U.S. banks posted a 13% jump in profit in the third quarter while the number of “problem banks” fell to the lowest level in eight years.
In its latest Quarterly Banking Profile, the Federal Deposit Insurance said federally-insured commercial banks and savings institutions reported aggregate net income of $45.6 billion in the third quarter, up $5.2 billion from a year earlier.
The increase reflected a $10 billion (9.2%) gain in net interest income and a $1.2 billion (1.9%) gain in noninterest income as trading revenue improved at large banks. More than 60% of all banks reported year-over-year increases in quarterly earnings, while only 4.6% were unprofitable for the quarter, down from 5.2% the previous year.

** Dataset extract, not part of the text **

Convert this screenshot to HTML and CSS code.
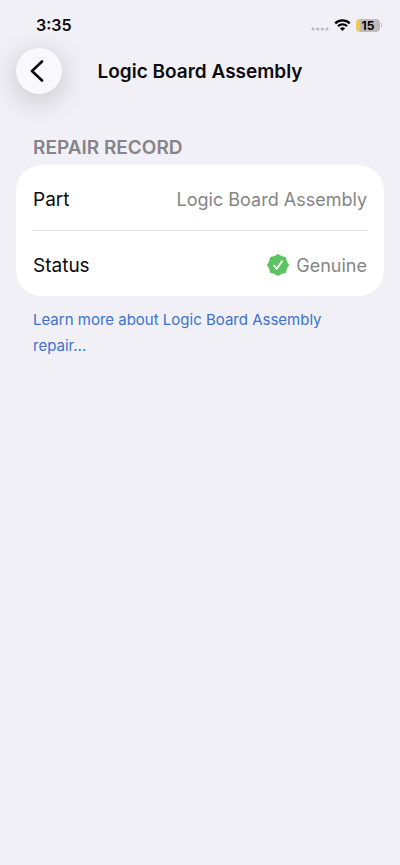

“The banking industry reported another positive quarter,” FDIC Chairman Martin Gruenberg said in a news release. “Revenue and net income were up from a year ago, loan balances increased, asset quality improved, and the number of unprofitable and ‘problem banks’ continued to fall.”
Gruenberg cautioned, however, that “the industry faces continued challenges. The persistent, low-rate environment remains an issue. And banks must position themselves for rising interest rates going forward.”
“Current oil and gas prices continue to put pressure on borrowers that depend on the energy sector,” he added. “This stress has contributed to modest increases in noncurrent loans and loan charge-offs in energy-dependent regions.”
Community banks had another strong quarter, with net income rising $593 million (11.8%) and net operating revenue increasing $1.8 billion (8.5%). Loan growth was led by commercial real estate, residential mortgages and commercial and industrial loans.
“Community banks … continued to grow their small business loans at a faster pace than the rest of the industry,” Gruenberg noted.
The number of financial institutions on the FDIC’s “problem list” fell to 132 from 147 the year before, the lowest level since the third quarter of 2008. There were 71 mergers of insured institutions, while two insured banks failed.